FTO 06-04-2020: Quick Hitting Flood Threat Followed by Prolonged Cool, Dry Stretch

Issue Date: Thursday, June 4th, 2020
Issue Time: 11:15AM MDT
Valid Dates: 6/5-6/19

June has started where May left off: very hot with limited precipitation, despite above normal moisture in the air. The 7-day temperature departures from normal, provided by the High Plains Regional Climate Center, shows all of Colorado at least 5 degrees F above normal. Small portions of western Colorado are over 10 degrees F above normal!

Fortunately, as shown in this morning’s water vapor image, below, substantial change is on the way. A surprisingly persistent cutoff low has been stalled off the southwest US coast for days. As a large trough digs into western North America, it will finally force the cut-off low to move rapidly northeastward beginning Friday. The result will be Event #1: a 24-36 hour period of strong dynamical lift, along with a plume of well above normal moisture content and atmospheric instability. Much welcomed widespread precipitation will cover central and western Colorado, though only briefly. Following this event will be drastically cooler weather statewide, more reminiscent of early May.

As shown in the forecast Precipitable Water (PW) plumes, below, values of up to 1.0 inch are expected across most of central and western Colorado during the brief Event #1. This is about double the normal value at Grand Junction for this time of year. In fact, the record value for early June is right around 1.0 inch, so certainly an unusual amount of moisture. However, there are two main factors that will act to limit the rain rates, and thus, the flood threat. First, the storm motions are expected to be extremely fast, above 30mph due to a strong pressure gradient aloft. This, coupled with limited instability of perhaps up to 700 J/kg, implies brief heavy rainfall will be likely, but its duration will not be long enough to support flooding. Second, quite simply, climatology. It is very unusual for western Colorado to get heavy rain before the monsoon season due to a poor juxtaposition of required factors (such as limited instability, fast storm motion, insufficient moisture fetch, etc). Nonetheless, there will be an increased flood threat for burn areas as detailed in the specific discussion below.

Following Event #1, there will be a 3-5 day period of below normal temperatures and low moisture with limited, if any, rainfall statewide. Thereafter, another large-scale trough is expected to approach the western US coast. However, the amount of moisture it has to work with is uncertain, and while we have enough confidence to identify an Event #2, there is No Apparent flood threat at this time.

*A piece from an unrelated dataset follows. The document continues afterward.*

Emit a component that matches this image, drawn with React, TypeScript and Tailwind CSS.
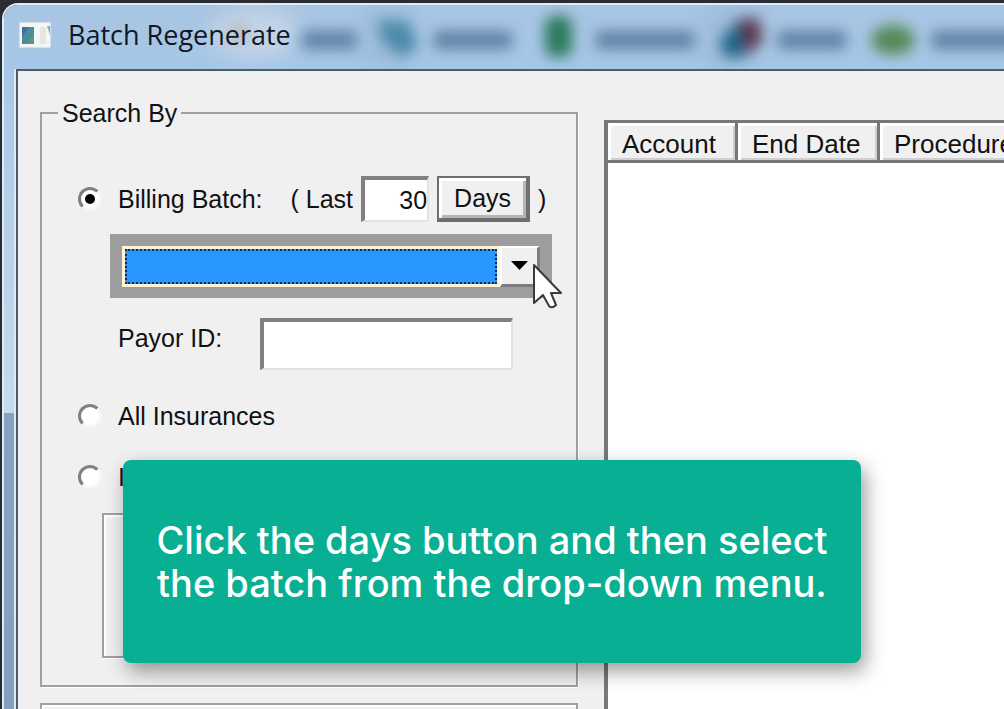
import type { ReactNode } from "react";

const columns = ["Account", "End Date", "Procedure"];

const radioClass =
  "relative h-6 w-6 shrink-0 appearance-none rounded-full border-3 border-t-[#808080] border-l-[#808080] border-r-[#f6f6f6] border-b-[#f6f6f6] bg-white checked:before:absolute checked:before:inset-1 checked:before:rounded-full checked:before:bg-black";

function TitleBar() {
  return (
    <header className="relative flex h-16 shrink-0 items-center gap-4 overflow-hidden bg-linear-to-b from-[#a9c5e2] to-[#a6c7e8] pb-1 pl-[14px]">
      <svg className="absolute inset-0 h-full w-[1004px]" aria-hidden="true">
        <g className="blur-[10px]">
          <ellipse cx="250" cy="28" rx="44" ry="26" fill="#c3d4e6" />
          <rect x="360" y="2" width="46" height="60" fill="#9dbcdb" />
          <rect x="700" y="2" width="50" height="60" fill="#9dbcdb" />
        </g>
        <g className="blur-[7px]">
          <rect x="298" y="26" width="54" height="18" fill="#5f80a4" />
          <rect x="430" y="26" width="78" height="18" fill="#5f80a4" />
          <rect x="592" y="26" width="98" height="18" fill="#5f80a4" />
          <rect x="774" y="26" width="68" height="18" fill="#5f80a4" />
          <rect x="928" y="26" width="92" height="18" fill="#5f80a4" />
          <circle cx="234" cy="28" r="9" fill="#b3b7b4" />
          <path d="M374 16 H404 L414 42 L398 52 L378 36 Z" fill="#4a8aa8" />
          <rect x="541" y="11" width="27" height="41" rx="9" fill="#2b7a5c" />
          <path d="M716 36 L736 13 L740 52 H720 Z" fill="#1f6485" />
          <path d="M734 16 L754 12 L759 36 L742 51 Z" fill="#5c3850" />
          <ellipse cx="889" cy="35" rx="22" ry="15" fill="#558a58" />
        </g>
      </svg>
      <svg className="relative h-8 w-[34px]" viewBox="0 0 34 32" aria-hidden="true">
        <rect x="1" y="3" width="32" height="26" fill="#f1f6f7" stroke="#b4c6d5" />
        <rect x="4" y="8" width="12" height="17" fill="#4d8c99" />
        <path d="M4 8 H11 L4 18 Z" fill="#3e6ea6" />
        <path d="M9 25 L16 14 V25 Z" fill="#539b79" />
        <rect x="22" y="8" width="6" height="17" fill="#e6e8df" />
        <path d="M29 7 H32 V16 Z" fill="#8eabc5" />
      </svg>
      <h1 className="relative font-['Open_Sans',sans-serif] text-[27px] leading-8 text-[#101828]">
        Batch Regenerate
      </h1>
    </header>
  );
}

function RadioRow({ id, checked, children }: { id: string; checked?: boolean; children: ReactNode }) {
  return (
    <div className="flex items-center gap-4">
      <input id={id} type="radio" name="search-by" defaultChecked={checked} className={radioClass} />
      <label htmlFor={id}>{children}</label>
    </div>
  );
}

function SearchBy() {
  return (
    <fieldset className="shrink-0 border-2 border-[#a0a0a0] pb-[27px] pl-9 text-[25px] shadow-[1px_1px_0_#fff]">
      <legend className="-ml-5 px-1 leading-7">Search By</legend>

      <div className="mt-[49px] flex h-[46px] items-center">
        <RadioRow id="billing" checked>
          Billing Batch:
        </RadioRow>
        <label htmlFor="days" className="ml-7">
          ( Last
        </label>
        <input
          id="days"
          defaultValue="30"
          className="ml-2 h-[46px] w-[68px] border-t-4 border-r-2 border-b-2 border-l-4 border-t-[#808080] border-r-[#e3e3e3] border-b-[#e3e3e3] border-l-[#808080] bg-white text-right outline-none"
        />
        <button
          type="button"
          className="ml-2 h-[46px] w-[93px] border-t-2 border-r-4 border-b-4 border-l-2 border-[#6e6e6e] bg-[#f0f0f0] shadow-[inset_3px_3px_0_#fff,inset_-3px_-3px_0_#b5b5b5]"
        >
          Days
        </button>
        <span className="ml-2">)</span>
      </div>

      <div className="mt-3 ml-8 flex h-16 w-[442px] items-center bg-[#9d9d9d] px-3">
        <select
          aria-label="Billing batch"
          className="h-[41px] min-w-0 flex-1 appearance-none border-3 border-[#fff3d8] bg-[#2997ff] outline-2 -outline-offset-5 outline-dotted outline-[#142b45]"
        >
          <option></option>
        </select>
        <span className="pointer-events-none flex h-[41px] w-10 items-center justify-center border-t-2 border-r-3 border-b-3 border-l-2 border-t-white border-r-[#7c7c7c] border-b-[#7c7c7c] border-l-white bg-[#f0f0f0]">
          <svg className="h-[9px] w-[17px]" viewBox="0 0 17 9" aria-hidden="true">
            <path d="M0 0 H17 L8.500 9 Z" fill="#000" />
          </svg>
        </span>
      </div>

      <div className="mt-5 ml-10 flex items-center">
        <label htmlFor="payor" className="w-[142px] pb-3">
          Payor ID:
        </label>
        <input
          id="payor"
          className="h-[52px] w-[253px] border-t-4 border-r-2 border-b-2 border-l-4 border-t-[#808080] border-r-[#e3e3e3] border-b-[#e3e3e3] border-l-[#808080] bg-white outline-none"
        />
      </div>

      <div className="mt-[30px] flex flex-col gap-[29px]">
        <RadioRow id="all">All Insurances</RadioRow>
        <RadioRow id="one">Insurance</RadioRow>
      </div>
      <div className="mt-5 mr-6 ml-6 h-[145px] border-2 border-[#a0a0a0] shadow-[inset_2px_2px_0_#fff,1px_1px_0_#fff]" />
    </fieldset>
  );
}

export default function App() {
  return (
    <div className="relative h-screen overflow-hidden bg-[#292d33] pt-[3px] pl-[2px] font-['Liberation_Sans',Arial,sans-serif] text-[26px] leading-8 text-[#111]">
      <main className="flex h-full flex-col overflow-hidden rounded-tl-2xl border-t-2 border-l-2 border-[#dcebf7]">
        <TitleBar />
        <div className="flex min-h-0 flex-1">
          <div className="flex w-3 shrink-0 flex-col border-r-2 border-[#dcebf7] bg-linear-to-b from-[#8ba7c3] to-[#84a0bc]">
            <div className="h-[344px] bg-linear-to-b from-[#a9c7e7] to-[#c6dbea]" />
          </div>
          <div className="flex min-w-0 flex-1 border-t-2 border-l-2 border-[#4e5b69] bg-[#f0f0f0] pl-[22px]">
            <div className="flex w-[538px] shrink-0 flex-col gap-4 pt-7">
              <SearchBy />
              <div className="h-24 shrink-0 border-2 border-[#a0a0a0] shadow-[inset_2px_2px_0_#fff]" />
            </div>
            <div className="mt-[49px] ml-[26px] min-w-0 flex-1 overflow-hidden border-t-3 border-l-4 border-[#787878] bg-white">
              <table className="w-[440px] table-fixed border-separate border-spacing-0">
                <colgroup>
                  <col className="w-[130px]" />
                  <col className="w-[142px]" />
                  <col />
                </colgroup>
                <thead>
                  <tr>
                    {columns.map((name) => (
                      <th
                        key={name}
                        className="h-10 border-r-3 border-b-3 border-[#787878] bg-[#f0f0f0] p-0 pt-1 pl-[14px] text-left font-normal whitespace-nowrap shadow-[inset_3px_3px_0_#fff,inset_-2px_-2px_0_#cfcfcf]"
                      >
                        {name}
                      </th>
                    ))}
                  </tr>
                </thead>
              </table>
            </div>
          </div>
        </div>
      </main>

      <svg className="absolute top-[262px] left-[532px] h-12 w-8" viewBox="0 0 32 48" aria-hidden="true">
        <path
          d="M2 3 V41 L11 33 L17 44 Q20 47 24 43 L19 31 H29 Z"
          fill="#fff"
          stroke="#3a3a3a"
          strokeWidth="2"
          strokeLinejoin="round"
        />
      </svg>

      <aside className="absolute top-[460px] left-[123px] flex h-[203px] w-[738px] items-center justify-center rounded-lg bg-[#08af92] text-center font-['Inter',sans-serif] text-[38px] leading-[43px] font-medium text-white shadow-[4px_8px_20px_rgba(0,0,0,0.4)]">
        <p>
          Click the days button and then select
          <br />
          the batch from the drop-down menu.
        </p>
      </aside>
    </div>
  );
}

Below we describe each of the two identified precipitation events in more detail.

Event #1: Friday (6/5) through Saturday (6/6)

Elevated Threat on Saturday especially for the 416 and Lake Christine burn scars

A surge of moisture accompanied by strong atmospheric dynamics will result in scattered to widespread showers and thunderstorms beginning Friday afternoon and lasting into Saturday. Friday’s precipitation is expected to be benign, as the dynamical support will still be too far away. Up to 0.25 inches of rainfall will be possible across the western higher elevations.

On Saturday, expect widespread showers and weak thunderstorms mainly west of the Continental Divide. Max 1-hr rainfall up to 0.6 inches will be possible with isolated 24-hr totals of up to 1.25 possible across the San Juans and Central Mountains. There will likely be at least a Low flood threat needed for the 416 and Lake Christine burn scars on Saturday. However, at this time, it appears that other areas will avoid flooding. Check back to the daily Flood Threat Bulletins for more updates. In addition to the rainfall, there will be very gusty winds up to 65mph in favored higher elevation wind “tunnels” as well as with the strongest thunderstorms.

East of the Continental Divide, especially over southeast Colorado, expect very hot and windy weather. It is possible that Red Flag warnings may be needed, especially downwind of the Sangre de Cristo Mountains.

Event #2: Friday (6/12) through Sunday (6/14)

No Apparent Threat as dynamics present, but moisture return uncertain

After a prolonged stretch of cooler and drier weather, another large-scale disturbance will approach Colorado from the northwest. It will take time to advect high moisture into the state but scattered showers and storms look increasingly likely beginning Friday, 6/12. However, moisture content is uncertain and it does not appear this system will be able to tap into deeper moisture from the Gulf of Mexico. Thus, at this time, rainfall looks to stay below 0.5 inches and there is No Apparent flood threat.